From Sept. 29 through Nov. 9, Judge’s odds of winning the MVP stabilized around 70 percent according to Kalshi. The votes had already been cast, but their verdict was as of yet unknown. Players around the league voted Raleigh the 2025 AL Player of the Year and the Sporting News’ MLB Player of the Year award, though those awards are more narrative-oriented than MVP.

On Nov. 10, something changed. Judge’s MVP odds skyrocketed to around 95 percent on Kalshi, propelled by some big bets made between 10 and 11 a.m. eastern. Whether there was a leak followed by insider betting or not is as of yet unclear, but others noticed the uptick, assumed that some insider bets were being placed, and went along with the crowd. BetMGM’s -300 line for Judge was closer, but still in favor of the Yankee.

Bob Nightengale, president of the Baseball Writers Association of America (BBWAA), tweeted on Thursday morning that Judge was expected to “narrowly beat out” Raleigh for the AL MVP. Raleigh backers held out hope, however, until the final tally was revealed, but the 17-13 result matched Nightengale’s expectations.

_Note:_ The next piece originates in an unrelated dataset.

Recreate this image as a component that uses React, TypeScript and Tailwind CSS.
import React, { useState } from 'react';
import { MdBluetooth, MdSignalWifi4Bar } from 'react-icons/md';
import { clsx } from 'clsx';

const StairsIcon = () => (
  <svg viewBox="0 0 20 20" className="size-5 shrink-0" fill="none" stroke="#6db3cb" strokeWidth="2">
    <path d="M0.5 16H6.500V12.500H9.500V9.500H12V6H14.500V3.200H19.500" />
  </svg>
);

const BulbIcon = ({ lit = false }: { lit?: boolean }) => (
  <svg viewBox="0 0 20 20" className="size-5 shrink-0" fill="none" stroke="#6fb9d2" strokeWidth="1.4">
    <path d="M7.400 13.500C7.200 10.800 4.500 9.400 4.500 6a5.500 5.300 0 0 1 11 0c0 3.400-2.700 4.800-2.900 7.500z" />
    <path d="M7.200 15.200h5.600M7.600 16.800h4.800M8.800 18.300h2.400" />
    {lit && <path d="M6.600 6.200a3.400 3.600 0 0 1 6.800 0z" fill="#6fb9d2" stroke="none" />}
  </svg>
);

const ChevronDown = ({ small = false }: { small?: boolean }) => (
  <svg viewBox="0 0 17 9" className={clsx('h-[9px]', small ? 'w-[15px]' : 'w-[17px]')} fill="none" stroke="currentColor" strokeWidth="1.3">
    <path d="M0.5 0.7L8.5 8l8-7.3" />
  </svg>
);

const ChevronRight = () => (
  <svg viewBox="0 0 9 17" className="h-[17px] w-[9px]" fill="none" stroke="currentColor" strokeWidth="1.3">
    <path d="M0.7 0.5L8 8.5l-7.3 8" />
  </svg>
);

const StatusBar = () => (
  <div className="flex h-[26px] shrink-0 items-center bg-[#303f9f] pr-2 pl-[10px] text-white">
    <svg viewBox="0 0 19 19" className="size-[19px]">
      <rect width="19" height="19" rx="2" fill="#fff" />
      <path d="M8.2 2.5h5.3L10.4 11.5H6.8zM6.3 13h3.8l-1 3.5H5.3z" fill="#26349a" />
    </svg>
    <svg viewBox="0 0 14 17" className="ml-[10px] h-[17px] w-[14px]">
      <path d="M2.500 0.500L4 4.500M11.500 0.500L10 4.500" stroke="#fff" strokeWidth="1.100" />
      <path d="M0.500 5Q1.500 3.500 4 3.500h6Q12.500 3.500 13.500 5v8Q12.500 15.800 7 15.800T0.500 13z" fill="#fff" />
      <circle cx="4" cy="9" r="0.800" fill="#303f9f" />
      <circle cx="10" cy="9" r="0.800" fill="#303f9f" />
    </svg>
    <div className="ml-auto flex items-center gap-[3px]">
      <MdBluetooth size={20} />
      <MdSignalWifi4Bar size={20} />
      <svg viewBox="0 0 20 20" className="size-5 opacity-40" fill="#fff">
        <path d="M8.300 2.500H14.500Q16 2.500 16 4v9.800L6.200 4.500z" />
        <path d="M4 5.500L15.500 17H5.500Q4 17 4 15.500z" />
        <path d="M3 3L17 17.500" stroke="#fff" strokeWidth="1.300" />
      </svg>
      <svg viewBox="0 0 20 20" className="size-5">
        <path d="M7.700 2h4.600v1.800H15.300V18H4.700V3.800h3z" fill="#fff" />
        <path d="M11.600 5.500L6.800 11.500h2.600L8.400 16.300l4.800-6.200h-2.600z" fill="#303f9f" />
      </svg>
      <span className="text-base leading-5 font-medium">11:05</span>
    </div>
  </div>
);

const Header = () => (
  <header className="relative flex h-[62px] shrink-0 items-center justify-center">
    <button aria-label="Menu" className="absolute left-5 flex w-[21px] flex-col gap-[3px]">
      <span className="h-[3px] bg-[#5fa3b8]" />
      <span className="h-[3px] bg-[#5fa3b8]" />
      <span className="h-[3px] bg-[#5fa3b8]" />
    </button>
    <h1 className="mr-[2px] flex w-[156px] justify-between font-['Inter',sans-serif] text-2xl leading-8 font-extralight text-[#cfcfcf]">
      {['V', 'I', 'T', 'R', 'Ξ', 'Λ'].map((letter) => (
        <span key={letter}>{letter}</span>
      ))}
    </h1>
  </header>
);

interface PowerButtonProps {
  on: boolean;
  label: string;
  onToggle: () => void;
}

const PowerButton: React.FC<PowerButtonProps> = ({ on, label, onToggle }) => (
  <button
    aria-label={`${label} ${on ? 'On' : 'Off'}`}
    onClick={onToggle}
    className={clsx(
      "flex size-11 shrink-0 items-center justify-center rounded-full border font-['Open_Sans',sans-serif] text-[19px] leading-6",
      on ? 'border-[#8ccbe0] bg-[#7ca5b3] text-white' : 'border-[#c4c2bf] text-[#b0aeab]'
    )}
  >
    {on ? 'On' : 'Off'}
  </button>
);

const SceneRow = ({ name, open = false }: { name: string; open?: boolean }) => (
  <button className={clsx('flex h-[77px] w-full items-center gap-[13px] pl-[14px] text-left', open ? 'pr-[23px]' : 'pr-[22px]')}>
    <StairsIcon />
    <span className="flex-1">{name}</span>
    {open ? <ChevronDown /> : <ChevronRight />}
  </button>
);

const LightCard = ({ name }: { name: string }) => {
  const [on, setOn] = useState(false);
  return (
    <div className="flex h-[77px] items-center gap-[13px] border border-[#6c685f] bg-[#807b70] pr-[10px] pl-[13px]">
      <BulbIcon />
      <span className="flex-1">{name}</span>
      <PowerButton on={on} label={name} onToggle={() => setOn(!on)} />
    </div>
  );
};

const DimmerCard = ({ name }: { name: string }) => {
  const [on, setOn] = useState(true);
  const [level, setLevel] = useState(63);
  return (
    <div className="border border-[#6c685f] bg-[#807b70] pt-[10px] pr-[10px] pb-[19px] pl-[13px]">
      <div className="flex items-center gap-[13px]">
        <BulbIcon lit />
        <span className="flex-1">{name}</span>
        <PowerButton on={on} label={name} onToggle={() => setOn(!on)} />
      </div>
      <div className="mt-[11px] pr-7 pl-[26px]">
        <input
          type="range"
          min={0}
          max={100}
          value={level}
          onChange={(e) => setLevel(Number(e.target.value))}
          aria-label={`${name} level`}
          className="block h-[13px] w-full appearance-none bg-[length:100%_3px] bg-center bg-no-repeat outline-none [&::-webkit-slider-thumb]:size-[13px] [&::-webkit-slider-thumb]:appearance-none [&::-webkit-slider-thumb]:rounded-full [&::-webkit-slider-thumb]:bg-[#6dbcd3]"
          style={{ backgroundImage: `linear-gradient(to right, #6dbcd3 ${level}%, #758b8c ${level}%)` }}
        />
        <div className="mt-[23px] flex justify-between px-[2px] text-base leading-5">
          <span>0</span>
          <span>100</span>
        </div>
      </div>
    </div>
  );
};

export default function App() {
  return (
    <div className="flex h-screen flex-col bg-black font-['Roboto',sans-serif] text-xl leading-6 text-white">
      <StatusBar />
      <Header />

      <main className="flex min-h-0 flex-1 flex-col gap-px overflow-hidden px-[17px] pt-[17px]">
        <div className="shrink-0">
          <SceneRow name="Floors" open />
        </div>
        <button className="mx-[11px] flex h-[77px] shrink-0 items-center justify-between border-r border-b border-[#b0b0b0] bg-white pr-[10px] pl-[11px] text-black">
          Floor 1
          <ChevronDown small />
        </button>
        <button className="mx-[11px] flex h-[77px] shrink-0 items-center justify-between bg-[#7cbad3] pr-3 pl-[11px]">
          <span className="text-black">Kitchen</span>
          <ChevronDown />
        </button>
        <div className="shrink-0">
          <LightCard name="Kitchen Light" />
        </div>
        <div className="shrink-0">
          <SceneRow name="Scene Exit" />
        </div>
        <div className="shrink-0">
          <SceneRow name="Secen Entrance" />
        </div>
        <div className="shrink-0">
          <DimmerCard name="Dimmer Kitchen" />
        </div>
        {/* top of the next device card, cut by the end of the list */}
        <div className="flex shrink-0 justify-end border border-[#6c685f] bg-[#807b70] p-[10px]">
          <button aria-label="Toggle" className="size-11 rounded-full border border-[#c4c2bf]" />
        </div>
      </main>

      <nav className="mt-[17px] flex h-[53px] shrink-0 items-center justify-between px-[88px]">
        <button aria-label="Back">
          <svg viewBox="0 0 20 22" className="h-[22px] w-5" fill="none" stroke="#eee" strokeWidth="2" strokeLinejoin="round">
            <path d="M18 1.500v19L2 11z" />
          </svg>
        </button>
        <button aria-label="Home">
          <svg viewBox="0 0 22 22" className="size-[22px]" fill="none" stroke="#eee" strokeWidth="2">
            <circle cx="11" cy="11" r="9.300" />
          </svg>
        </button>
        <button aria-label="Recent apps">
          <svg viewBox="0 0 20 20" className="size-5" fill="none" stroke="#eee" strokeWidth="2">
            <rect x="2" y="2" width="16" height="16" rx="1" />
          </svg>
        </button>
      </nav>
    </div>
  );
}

Despite speculation that Nightengale had seen the results beforehand, former BBWAA president and longtime Mariners reporter Larry Stone noted that when he was in that role, he didn’t get any such preview.

The voting, of course, occurred before the playoffs, with both the Yankees and Mariners in the big dance. Both Judge and Raleigh would have happily traded an MVP for a championship, and yet neither made the road to the World Series. For the Mariner, who was left in the cold without either title, there is only the future to look to.

Whether the M’s will build on their deep run in 2026 is up to the offseason that the front office can put together and the season that the players can put together. Raleigh, whatever the outcome, will be a big part of that.